My Lords, I pay tribute to the Minister who has taken this policy through from the beginning—he took the Bill through the Lords and has taken pains to listen to concerns from around the House. I think I speak for us all when I say that we are very grateful to him. On the issue of quality, maintained nursery schools, in particular, where the staff are qualified teachers, find that they have higher expenses and overheads than much other provision, because of their highly qualified staff. Will he pay particular attention to concerns raised from that sector as this is rolled out, and be sensitive to its particular needs?

The Minister was good enough to listen to concerns about homeless families and their access to this provision. Will he also keep an eye on how effective we are at reaching out to them and how the pilots have worked in that area? If he could say some more reassuring words about high-quality provision and assure us that the rollout will not lead to a dilution in quality, it would be very welcome.

I am grateful to the noble Earl for his comments. I should apologise: I promised him a letter last time we discussed this to confirm my point that whether the parents are in temporary accommodation, or even homeless, will have no impact on the provision because it is not based on residence. Perhaps I can save the taxpayer the cost of a stamp by confirming now that that is the case, rather than writing. Of course, we are very keen to preserve the quality of childcare. The figures, as I am sure he knows, are very encouraging.
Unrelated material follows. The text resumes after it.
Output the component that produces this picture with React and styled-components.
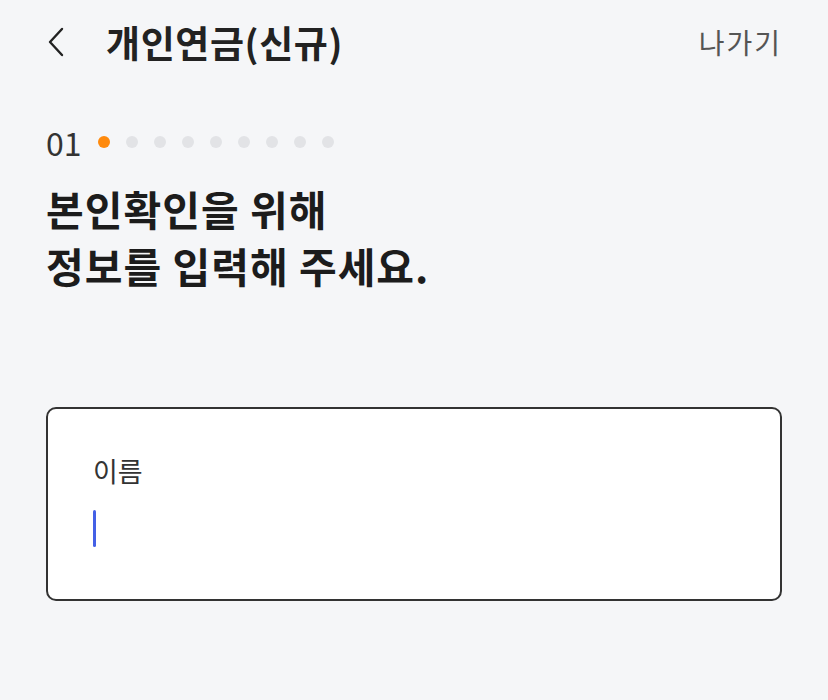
import React from "react";
import styled, { createGlobalStyle } from "styled-components";

const GlobalStyle = createGlobalStyle`
  html, body {
    margin: 0;
    padding: 0;
    background: #f5f6f8;
  }
  body {
    font-family: "Noto Sans CJK KR", "Noto Sans", sans-serif;
    color: #222;
  }
`;

const Page = styled.div`
  width: 828px;
  min-height: 700px;
  background: #f5f6f8;
  box-sizing: border-box;
  padding: 0 46px;
`;

const Header = styled.header`
  display: flex;
  align-items: center;
  height: 84px;
`;

const BackButton = styled.button`
  display: flex;
  align-items: center;
  justify-content: center;
  width: 20px;
  height: 32px;
  padding: 0;
  margin-right: 40px;
  border: none;
  background: none;
  color: #222;
`;

const Title = styled.h1`
  flex: 1;
  margin: 0;
  font-size: 37px;
  font-weight: 700;
  letter-spacing: 0.6px;
  color: #222;
`;

const ExitLink = styled.span`
  font-size: 28px;
  color: #555;
  letter-spacing: 2px;
`;

const Steps = styled.div`
  display: flex;
  align-items: center;
  margin-top: 42px;
`;

const StepNumber = styled.span`
  font-size: 32px;
  color: #333;
  line-height: 1;
  margin-right: 16px;
`;

const Dots = styled.div`
  display: flex;
  gap: 16px;
`;

const Dot = styled.span`
  width: 12px;
  height: 12px;
  border-radius: 50%;
  background: ${(p) => (p.$active ? "#ff8a0d" : "#e2e3e6")};
`;

const Heading = styled.h2`
  margin: 22px 0 0;
  font-size: 41px;
  font-weight: 700;
  line-height: 57px;
  color: #1c1c1c;
  letter-spacing: 1px;
`;

const Field = styled.div`
  margin-top: 113px;
  height: 194px;
  box-sizing: border-box;
  border: 2px solid #333;
  border-radius: 10px;
  background: #fff;
  padding: 44px 45px;
`;

const Label = styled.div`
  font-size: 27px;
  color: #333;
  line-height: 36px;
`;

const Caret = styled.div`
  width: 3px;
  height: 37px;
  margin-top: 21px;
  border-radius: 2px;
  background: #4460e6;
`;

const steps = Array.from({ length: 9 }, (_, i) => i);

export default function App() {
  return (
    <>
      <GlobalStyle />
      <Page>
        <Header>
          <BackButton aria-label="뒤로">
            <svg width="18" height="30" viewBox="0 0 18 30" fill="none">
              <path
                d="M15 2 L3 15 L15 28"
                stroke="#222"
                strokeWidth="2.4"
                strokeLinecap="round"
                strokeLinejoin="round"
              />
            </svg>
          </BackButton>
          <Title>개인연금(신규)</Title>
          <ExitLink>나가기</ExitLink>
        </Header>
        <Steps>
          <StepNumber>01</StepNumber>
          <Dots>
            {steps.map((i) => (
              <Dot key={i} $active={i === 0} />
            ))}
          </Dots>
        </Steps>
        <Heading>
          본인확인을 위해
          <br />
          정보를 입력해 주세요.
        </Heading>
        <Field>
          <Label>이름</Label>
          <Caret />
        </Field>
      </Page>
    </>
  );
}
The proportion of children with a good level of development has gone up since 2010 from 56% to 69% and the proportion of childcare providers rated good or outstanding has gone up from 69% to 93%. The gap between disadvantaged children and others has narrowed quite significantly and we have a workforce in which 79% of staff in group-based providers and 69% of childminders are qualified to at least level 3. We are determined to maintain, indeed to increase, the standard of the workforce.